Q. What if nobody cares?

A. A record succeeds on two different levels. It can be liked, loved, pored over, and in some cases it sells. I want it to sell, but I would much rather have people appreciate it. After "Siamese Dream" (1993), "Adore" is the most talked about record the Pumpkins ever made, and that was a disaster when it came out. It about killed my band, and it about killed me. This time I believe I made a really strong record. The fact that somebody might not get it today, I can deal with that. I believe this record has enough juice that people will find it eventually.

Q. You're asking a lot of a short-attention span culture.

A. Well, it's the shortest record I've made since the first one. I don't feel 46 minutes of music is too much to ask of anybody.

Q. Why are you addressing your past now on your Web site?

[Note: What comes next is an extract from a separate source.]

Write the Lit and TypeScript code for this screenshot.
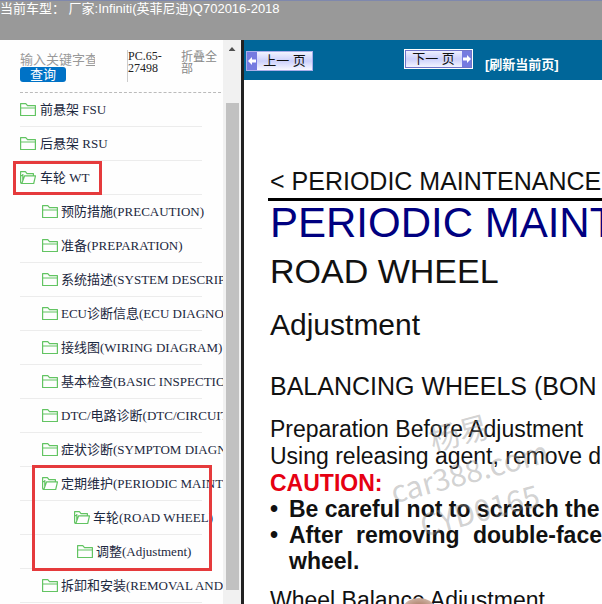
import { LitElement, html, css, svg } from "lit";
import { customElement, property } from "lit/decorators.js";

interface TreeNode {
  label: string;
  level: number;
  open?: boolean;
  marked?: boolean;
}

const nodesBefore: TreeNode[] = [
  { label: "前悬架 FSU", level: 1 },
  { label: "后悬架 RSU", level: 1 },
  { label: "车轮 WT", level: 1, open: true, marked: true },
  { label: "预防措施(PRECAUTION)", level: 2 },
  { label: "准备(PREPARATION)", level: 2 },
  { label: "系统描述(SYSTEM DESCRIP", level: 2 },
  { label: "ECU诊断信息(ECU DIAGNOS", level: 2 },
  { label: "接线图(WIRING DIAGRAM)", level: 2 },
  { label: "基本检查(BASIC INSPECTIO", level: 2 },
  { label: "DTC/电路诊断(DTC/CIRCUIT", level: 2 },
  { label: "症状诊断(SYMPTOM DIAGN", level: 2 },
];

const nodesMarked: TreeNode[] = [
  { label: "定期维护(PERIODIC MAINTE", level: 2, open: true },
  { label: "车轮(ROAD WHEEL)", level: 3, open: true },
  { label: "调整(Adjustment)", level: 4 },
];

const nodesAfter: TreeNode[] = [
  { label: "拆卸和安装(REMOVAL AND", level: 2 },
];

const closedFolder = svg`<path d="M.6 13.5V1.6h5.200l1.700 2h7.900v9.900z M.6 6h14.800"/>`;
const openFolder = svg`<path d="M1.800 13.500Q.6 13.500.6 12V1.600h4.800l1.600 2h6.400v2.200 M1.800 13.500L4.600 5.800h10.900l-1.800 7.700z M.8 6l2.600-1.600M2.800 10.500V4"/>`;

@customElement("tree-row")
class TreeRow extends LitElement {
  @property({ attribute: false }) node!: TreeNode;

  static styles = css`
    :host { display: block; position: relative; }
    .row {
      display: flex;
      align-items: center;
      gap: 4px;
      height: 33px;
      margin-right: 21px;
      border-bottom: 1px solid #ececec;
      white-space: nowrap;
      color: #1c2840;
      text-decoration: none;
      font: 13px/20px "Liberation Serif", "Noto Sans CJK SC", serif;
    }
    .level2 { padding-left: 22px; }
    .level3 { padding-left: 54px; }
    .level4 { padding-left: 57px; }
    .level2, .level3, .level4 { gap: 3px; }
    .icon {
      flex: none;
      width: 16px;
      height: 16px;
      fill: none;
      stroke: #62c462;
      stroke-width: 1.2;
      stroke-linejoin: round;
    }
    .mark {
      position: absolute;
      inset: 0 auto 0 -7px;
      width: 83px;
      border: 3px solid #e53a3c;
      pointer-events: none;
    }
  `;

  render() {
    const n = this.node;
    return html`
      <a class="row level${n.level}" href="#">
        <svg class="icon" viewBox="0 0 16 16" aria-hidden="true">${n.open ? openFolder : closedFolder}</svg>
        <span>${n.label}</span>
      </a>
      ${n.marked ? html`<div class="mark"></div>` : ""}
    `;
  }
}

@customElement("side-panel")
class SidePanel extends LitElement {
  static styles = css`
    :host {
      display: flex;
      min-width: 0;
      overflow: hidden;
      border-right: 3px solid #222;
      background: #fefefe;
    }
    .content { flex: 1; min-width: 0; overflow: hidden; padding-left: 20px; }
    .tools {
      display: grid;
      grid-template-columns: 75px 36px 36px;
      column-gap: 32px;
      align-items: start;
      height: 42px;
      padding-top: 10px;
      margin-right: 2px;
      border-bottom: 1px dashed #bbb;
    }
    .search { display: flex; flex-direction: column; align-items: flex-start; padding-top: 2px; }
    .query {
      width: 100%;
      height: 15px;
      padding: 0;
      border: 0;
      background: none;
      font: 13px/15px "Liberation Sans", "Noto Sans CJK SC", sans-serif;
    }
    .query::placeholder { color: #999; opacity: 1; }
    .go {
      width: 46px;
      height: 15px;
      padding: 0;
      border: 0;
      border-radius: 3px;
      background: #0072c6;
      color: #fff;
      font: 13px/14px "Liberation Sans", "Noto Sans CJK SC", sans-serif;
    }
    .code {
      width: 36px;
      height: 32px;
      border-left: 1px solid #ccc;
      color: #222;
      font: 12px/12px "Liberation Serif", serif;
    }
    .fold {
      width: 36px;
      margin-left: -14px;
      color: #888;
      text-decoration: none;
      font: 12px/12px "Noto Sans CJK SC", sans-serif;
    }
    .group { position: relative; }
    .mark {
      position: absolute;
      inset: -2px auto -2px 12px;
      width: 174px;
      border: 3px solid #e53a3c;
      pointer-events: none;
    }
    .scroll {
      display: flex;
      flex-direction: column;
      align-items: center;
      width: 18px;
      height: 100%;
      background: #f1f1f1;
    }
    .up {
      width: 7px;
      height: 4px;
      margin: 7px 0 52px;
      background: #505050;
      clip-path: polygon(50% 0, 100% 100%, 0 100%);
    }
    .thumb { flex: 1; width: 13px; margin-bottom: 14px; background: #c1c1c1; }
  `;

  private rows(nodes: TreeNode[]) {
    return nodes.map((n) => html`<tree-row .node=${n}></tree-row>`);
  }

  render() {
    return html`
      <div class="content">
        <div class="tools">
          <div class="search">
            <input class="query" type="text" aria-label="输入关键字查询" placeholder="输入关键字查询" />
            <button class="go" type="button">查询</button>
          </div>
          <div class="code">PC.65-27498</div>
          <a class="fold" href="#">折叠全部</a>
        </div>
        <nav>
          ${this.rows(nodesBefore)}
          <div class="group">
            ${this.rows(nodesMarked)}
            <div class="mark"></div>
          </div>
          ${this.rows(nodesAfter)}
        </nav>
      </div>
      <div class="scroll" aria-hidden="true">
        <div class="up"></div>
        <div class="thumb"></div>
      </div>
    `;
  }
}

@customElement("manual-page")
class ManualPage extends LitElement {
  static styles = css`
    :host {
      display: flex;
      flex-direction: column;
      min-width: 0;
      overflow: hidden;
      background: #fff;
    }
    .bar {
      display: flex;
      align-items: flex-start;
      height: 31px;
      padding: 9px 2px 0;
      background: #006699;
    }
    .pager {
      display: flex;
      align-items: center;
      height: 20px;
      padding: 0;
      border: 1px solid #a9aeea;
      background: linear-gradient(#f2f3ff, #ccd0fb 50%, #f8f8ff);
      color: #111;
      font: 13px/16px "Liberation Sans", "Noto Sans CJK SC", sans-serif;
    }
    .prev { width: 67px; margin-top: 2px; }
    .next {
      width: 69px;
      margin-left: 91px;
      border-color: #fff;
      outline: 1px solid #7075c8;
      outline-offset: -2px;
    }
    .pager span { flex: 1; white-space: pre; text-align: center; }
    .arrow { flex: none; width: 10px; height: 18px; background: #757be0; fill: #fff; }
    .refresh {
      margin: 7px 0 0 12px;
      color: #fff;
      text-decoration: none;
      white-space: nowrap;
      font: bold 13px/18px "Liberation Sans", "Noto Sans CJK SC", sans-serif;
    }
    .doc {
      position: relative;
      flex: 1;
      min-height: 0;
      overflow: hidden;
      padding: 86px 0 0 26px;
      color: #111;
      white-space: nowrap;
      font: 23px/27px "Liberation Sans", sans-serif;
    }
    .doc > * { margin: 0; font-weight: normal; }
    .doc .crumb {
      margin-left: -2px;
      padding: 0 0 2px 2px;
      border-bottom: 3px solid #000;
      font-size: 25px;
      line-height: 30px;
    }
    .doc .title { color: #000080; font-size: 42px; line-height: 44px; }
    .doc .subject { margin-top: 6px; font-size: 34px; line-height: 40px; }
    .doc .task { margin-top: 16px; font-size: 30px; line-height: 36px; }
    .doc .section { margin: 28px 0 15px; font-size: 25px; line-height: 30px; }
    .doc .caution { color: #e60012; font-weight: bold; line-height: 26px; }
    .doc .notes {
      padding: 0;
      margin-bottom: 13px;
      list-style: none;
      font-weight: bold;
      line-height: 26px;
    }
    .notes li { display: flex; }
    .notes li::before { content: "•"; flex: none; width: 19px; }
    .notes p { flex: 1; margin: 0; }
    .notes .wrap { white-space: normal; text-align: justify; }
    .doc .watermark {
      position: absolute;
      left: 135px;
      top: 330px;
      width: 180px;
      transform: rotate(-15deg);
      color: rgba(140, 140, 140, 0.4);
      text-align: center;
      font: 30px/40px "Noto Sans CJK SC", sans-serif;
      pointer-events: none;
    }
    .doc .photo {
      position: absolute;
      left: 160px;
      bottom: -12px;
      width: 30px;
      height: 18px;
      border-radius: 50%;
      background: radial-gradient(#a87860, #c8a898 60%, #e8ddd8);
    }
  `;

  render() {
    return html`
      <div class="bar">
        <button class="pager prev" type="button">
          <svg class="arrow" viewBox="0 0 10 18" aria-hidden="true"><path d="M1 9l4-4v2.500h4v3h-4V13z" /></svg>
          <span>上一 页</span>
        </button>
        <button class="pager next" type="button">
          <span>下一 页</span>
          <svg class="arrow" viewBox="0 0 10 18" aria-hidden="true"><path d="M9 9L5 5v2.500H1v3h4V13z" /></svg>
        </button>
        <a class="refresh" href="#">[刷新当前页]</a>
      </div>
      <article class="doc">
        <p class="crumb">&lt; PERIODIC MAINTENANCE</p>
        <h1 class="title">PERIODIC MAINT</h1>
        <h2 class="subject">ROAD WHEEL</h2>
        <h3 class="task">Adjustment</h3>
        <h4 class="section">BALANCING WHEELS (BON</h4>
        <p>Preparation Before Adjustment</p>
        <p>Using releasing agent, remove d</p>
        <p class="caution">CAUTION:</p>
        <ul class="notes">
          <li><p>Be careful not to scratch the</p></li>
          <li><p class="wrap">After removing double-face wheel.</p></li>
        </ul>
        <div class="photo"></div>
        <p>Wheel Balance Adjustment</p>
        <div class="watermark">杨易<br />car388.com<br />CYD0165</div>
      </article>
    `;
  }
}

@customElement("app-root")
class AppRoot extends LitElement {
  static styles = css`
    :host { display: flex; flex-direction: column; height: 100vh; background: #fff; }
    .top {
      flex: none;
      height: 39px;
      border-top: 1px solid #7f88ad;
      background: #999;
      color: #fff;
      white-space: nowrap;
      font: 13px/15px "Liberation Sans", "Noto Sans CJK SC", sans-serif;
    }
    .frames {
      flex: 1;
      min-height: 0;
      display: grid;
      grid-template: minmax(0, 1fr) / 244px minmax(0, 1fr);
    }
  `;

  render() {
    return html`
      <header class="top">当前车型： 厂家:Infiniti(英菲尼迪)Q702016-2018</header>
      <main class="frames">
        <side-panel></side-panel>
        <manual-page></manual-page>
      </main>
    `;
  }
}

A. I still live there. I'm not in the Smashing Pumpkins right now, but for me it's an everyday thing, I'm still wrestling with that. Every day I think about, "Where's D'Arcy? Is she OK?" and [exasperated voice] "Frigging James [Iha]." Jimmy [Chamberlin] and I still talk twice a week. The bonds are still there. There is also a lot of [domestic] abuse in my past. Hostile, reactive, self-abusive behavior. People from the outside would look at me, and say, "What's his problem? Why's he such a jerk?" I feel if I tell the whole story, most people will understand why I did what I did. A child protects his parents from what they're doing to the child because he thinks he can fix the parents. It applies to families, bands, relationships. It's taken me 30 years to realize that doesn't work. Telling the truth will open me to criticism that I haven't been open to before. But it will release the black ball that has been sitting in my stomach.

Q. Your bands have imploded. How will you present this music in concert?

A. All options are open. If D'Arcy called me tomorrow and said, "I love you, I've made some mistakes, I figured some things out," I'd be the first guy on the plane to see her. But who knows? I may do some performance . . . thing.

Q. That's pretty vague.

A. Very.

Q. You could come out in a tutu.

A. I may play saxophone versions of all the songs. We're working it out. Don't count it out.